14日17時ごろに全国規模の通信障害が発生し、今も3G回線にて影響が続いている件について、ドコモが15日に会見を行い田村副社長は「ご迷惑をおかけしたお客さまにお詫び申し上げます。深く反省しております」と謝罪し、障害の発生と長期化した原因を説明しました。
自動販売機などIoTの設備切替に失敗。切り戻しの見積もりも甘く
10月14日0時:IoTサービスの設備切替を開始
ドコモの説明によると、10月14日0時からタクシーの電子決済や自動販売機に組み込まれているIoTの通信サービスにおける加入者・位置情報サーバーを旧設備から新設備に切り替える作業を開始したとのこと。
しかし、同日7時26分に不具合が確認されたことで、新設備から旧設備への切り戻しを行ったとしています。
10月14日17時:大量の位置登録によって通信しづらい状況に
切り戻しの際に必要な20万台分のIoT端末の位置登録を旧設備向けに実施したところ、17時ごろに想定を超えるトラフィックが発生。処理能力の見積もりが甘く、旧設備に移れないIoT端末が繰り返し位置登録を行ったことで、旧設備の加入者・位置情報サーバーの輻輳(混雑)に繋がりました。
加入者・位置情報サーバーの輻輳に伴い、17時37分に全国ですべての位置登録に対するネットワークコントロールを実施したところ、音声通話およびデータ通信サービスにおいて通信しづらい状況になります。ドコモによれば、ネットワークコントロールにおいて、IoTのみ、またはスマートフォンのみという利用形態に応じて規制をかけることが現状はできないとのこと。
- 加入者・位置情報サーバー
- ユーザーの契約者データや位置情報データを管理するサーバー
- 信号交換機
- 端末の位置情報の更新や取得において、加入者・位置情報サーバーに接続する装置
- 音声交換機
- 電話をかけた相手の携帯電話と自分の携帯電話をつながる装置
- パケット交換機
- インターネット接続において自分の携帯電話をつなげる装置
10月14日19時57分:一部回復によりトラフィックが3倍増加。障害長期化
18時9分にIoT端末を除いたネットワークコントロールの緩和を開始。19時57分にIoT端末を除いたネットワークコントロールの緩和が完了すると共に障害から一部回復したものの、回復したことに伴って利用が増加。
しかし、トラフィックが通常より3倍増加したことで繋がりにくい状況になったとのこと。10月15日5時5分に5Gおよび4Gが回復したものの、3Gについては未だに現在も一部利用しづらい状況が発生していて、引き続き復旧に向けて対応しています。

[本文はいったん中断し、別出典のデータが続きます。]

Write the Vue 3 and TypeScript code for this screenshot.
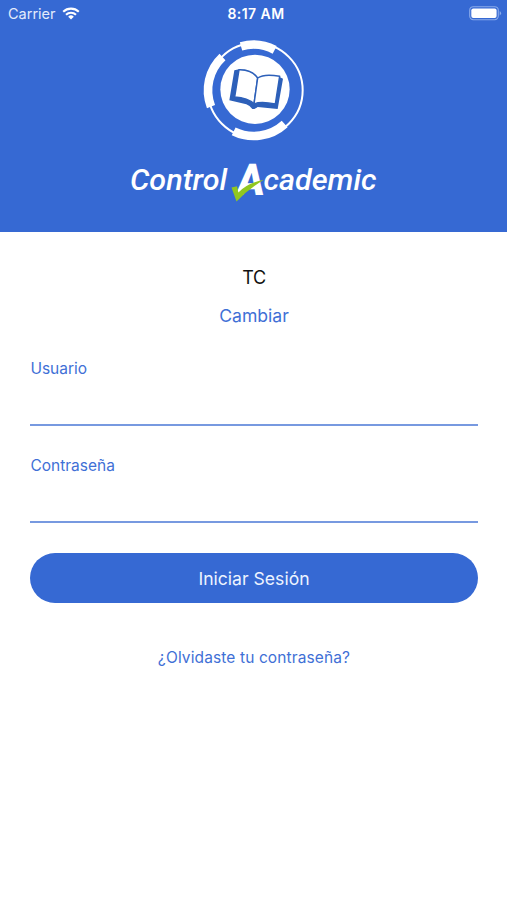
<script setup lang="ts">
import { ref } from 'vue'

interface Field {
  id: string
  label: string
  type: string
}

const fields: Field[] = [
  { id: 'usuario', label: 'Usuario', type: 'text' },
  { id: 'contrasena', label: 'Contraseña', type: 'password' },
]
const values = ref<Record<string, string>>({ usuario: '', contrasena: '' })
</script>

<template>
  <main class="screen">
    <header class="hero">
      <div class="status">
        <div class="carrier">
          <span>Carrier</span>
          <svg class="wifi" viewBox="0 0 18 13" width="18" height="13" fill="none">
            <path d="M1.2 4.7A11.4 11.4 0 0 1 16.8 4.7" stroke="#fff" stroke-width="2.1" />
            <path d="M4 7.7A7.3 7.3 0 0 1 14 7.7" stroke="#fff" stroke-width="2.1" />
            <path d="M9 12.6L6.2 9.7A4 4 0 0 1 11.8 9.7Z" fill="#fff" />
          </svg>
        </div>
        <span class="time">8:17 AM</span>
        <svg class="battery" viewBox="0 0 33 15" width="33" height="15">
          <rect x="0.7" y="0.7" width="28.6" height="13" rx="3.6" fill="none" stroke="#8aabea" stroke-width="1.1" />
          <rect x="2.3" y="2.4" width="25.3" height="9.6" rx="2" fill="#fff" />
          <path d="M30.7 5v4.4q1.4-.8 1.4-2.2t-1.4-2.2z" fill="#8aabea" />
        </svg>
      </div>

      <svg class="emblem" viewBox="0 0 354 345" width="118" height="115" fill="none">
        <circle cx="181" cy="175" r="142" stroke="#fff" stroke-width="6" />
        <g stroke="#fff" stroke-width="26">
          <path d="M138 43A137 137 0 0 1 239 53.500" />
          <path d="M82.500 75A137 137 0 0 0 48 224" />
          <path d="M116 298A137 137 0 0 0 269 276" />
        </g>
        <circle cx="180" cy="172" r="104" fill="#fff" />
        <path d="M118 115L103 205L154 217Q164 221 172 231Q181 231 188 225L248 231L264 140L252 134L180 137L132 112Z" fill="#2d60b9" />
        <g fill="#fff" stroke="#2d60b9" stroke-width="4.500" stroke-linejoin="round">
          <path d="M132 113Q171 112 188 138L177 216Q159 197 119 195Z" />
          <path d="M188 138Q208 124 254 133L241 216Q196 207 177 216Z" />
        </g>
      </svg>

      <svg class="wordmark" viewBox="120 155 270 52" width="270" height="52">
        <g class="word">
          <text x="130" y="190.400" textLength="97" lengthAdjust="spacingAndGlyphs">Control</text>
          <text x="263.500" y="190.400" textLength="113" lengthAdjust="spacingAndGlyphs">cademic</text>
        </g>
        <text class="initial" transform="translate(235.500 194.500) skewX(-6)" textLength="27.500" lengthAdjust="spacingAndGlyphs">A</text>
        <path d="M231.500 187.500L237 186.200L238.400 192.500Q247 183 263.800 179.700Q248 189.500 236.500 201.500Z" fill="#91c71f" />
      </svg>
    </header>

    <form class="form" @submit.prevent>
      <p class="school">TC</p>
      <button class="change" type="button">Cambiar</button>
      <div v-for="field in fields" :key="field.id" class="field">
        <label :for="field.id">{{ field.label }}</label>
        <input :id="field.id" v-model="values[field.id]" :type="field.type" />
      </div>
      <button class="submit" type="submit">Iniciar Sesión</button>
      <a class="forgot" href="#">¿Olvidaste tu contraseña?</a>
    </form>
  </main>
</template>

<style>
body {
  margin: 0;
  background: #fff;
}
</style>

<style scoped>
.screen {
  min-height: 900px;
  background: #fff;
  font-family: Inter, Roboto, sans-serif;
  color: #3f70d6;
}
.hero {
  box-sizing: border-box;
  height: 232px;
  background: #3669d3;
  display: flex;
  flex-direction: column;
  align-items: center;
}
.status {
  box-sizing: border-box;
  width: 100%;
  height: 28px;
  padding: 0 5px 0 8px;
  display: grid;
  grid-template-columns: 1fr auto 1fr;
  align-items: center;
  color: #fff;
  font-size: 14.5px;
  line-height: 28px;
}
.carrier {
  display: flex;
  align-items: center;
  gap: 6px;
  color: #e3ebfb;
}
.wifi {
  display: block;
  margin-top: -1px;
}
.time {
  font-weight: 600;
  font-size: 14px;
  letter-spacing: 0.45px;
  padding-left: 2px;
}
.battery {
  justify-self: end;
  margin-top: -1px;
}
.emblem {
  display: block;
  margin-top: 4px;
}
.wordmark {
  display: block;
  margin: 8px 0 0 3px;
}
.word {
  font: italic 500 29.5px Roboto, sans-serif;
  fill: #fff;
}
.initial {
  font: normal 900 44px Roboto, sans-serif;
  fill: #fff;
}
.form {
  padding: 0 29px 0 30px;
  display: flex;
  flex-direction: column;
  align-items: center;
}
.school {
  margin: 33px 0 0;
  font-size: 18px;
  letter-spacing: -0.3px;
  line-height: 25px;
  color: #111;
}
button {
  border: 0;
  padding: 0;
  font-family: inherit;
}
.change {
  margin: 14px 0 25px;
  background: none;
  color: inherit;
  font-size: 17.6px;
  line-height: 24px;
}
.field {
  box-sizing: border-box;
  width: 100%;
  height: 97px;
  display: flex;
  flex-direction: column;
}
.field label {
  font-size: 15.5px;
  line-height: 24px;
  margin-top: 4px;
  padding-left: 0.4px;
}
.field input {
  box-sizing: border-box;
  width: 100%;
  height: 45px;
  border: 0;
  border-bottom: 2px solid #7799e0;
  border-radius: 0;
  padding: 0;
  background: none;
  outline: none;
  font: inherit;
  color: #111;
}
.submit {
  width: 100%;
  height: 50px;
  border-radius: 25px;
  margin-top: 6px;
  background: #3669d3;
  color: #edf3ff;
  font-size: 17.6px;
}
.forgot {
  margin-top: 43px;
  color: inherit;
  text-decoration: none;
  font-size: 15.5px;
  letter-spacing: 0.12px;
  line-height: 24px;
}
</style>
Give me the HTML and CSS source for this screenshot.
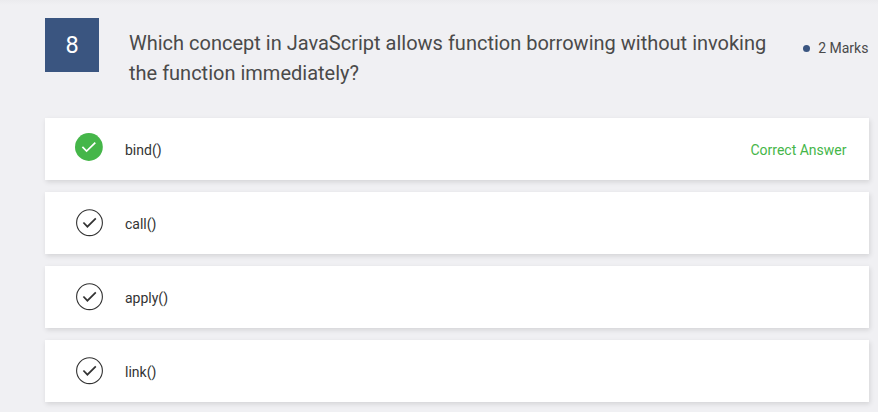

人数ベースの影響規模は算出困難。障害で音声通話は15%減
障害の影響規模について、位置登録できなかったユーザー200万人と人数ベースで報告されたものの、音声やデータ通信の影響規模については、1人から複数回の発信や通信が生じるため、人数ベースでの算出が難しいとして、前週比較で音声通話は14日~15日未明の音声通話の件数が全国で15%減少。データ通信も約4%減少したと報告されました。
なお、音声通話サービスは交換機の輻輳によって利用しづらい状況が発生したのに対し、データ通信サービスは位置情報の更新が必要となる移動をした場合に、利用しづらい状況が発生。位置情報の更新を必要としない場合は、データ通信が可能など、音声通話の方が影響を受けやすい状況だったようです。
なお、ドコモの通信障害はドコモユーザーやahamoユーザーだけでなく、IIJmioなどMVNOのユーザーにも影響を与えましたが、現時点での影響規模は不明とのこと。
ドコモは障害が長期化した原因として、一部復旧のお知らせによってトラフィックが増加したことと共に、旧設備の処理能力を考慮して、安全に設備を切り替えることを優先したため、時間がかかったとしています。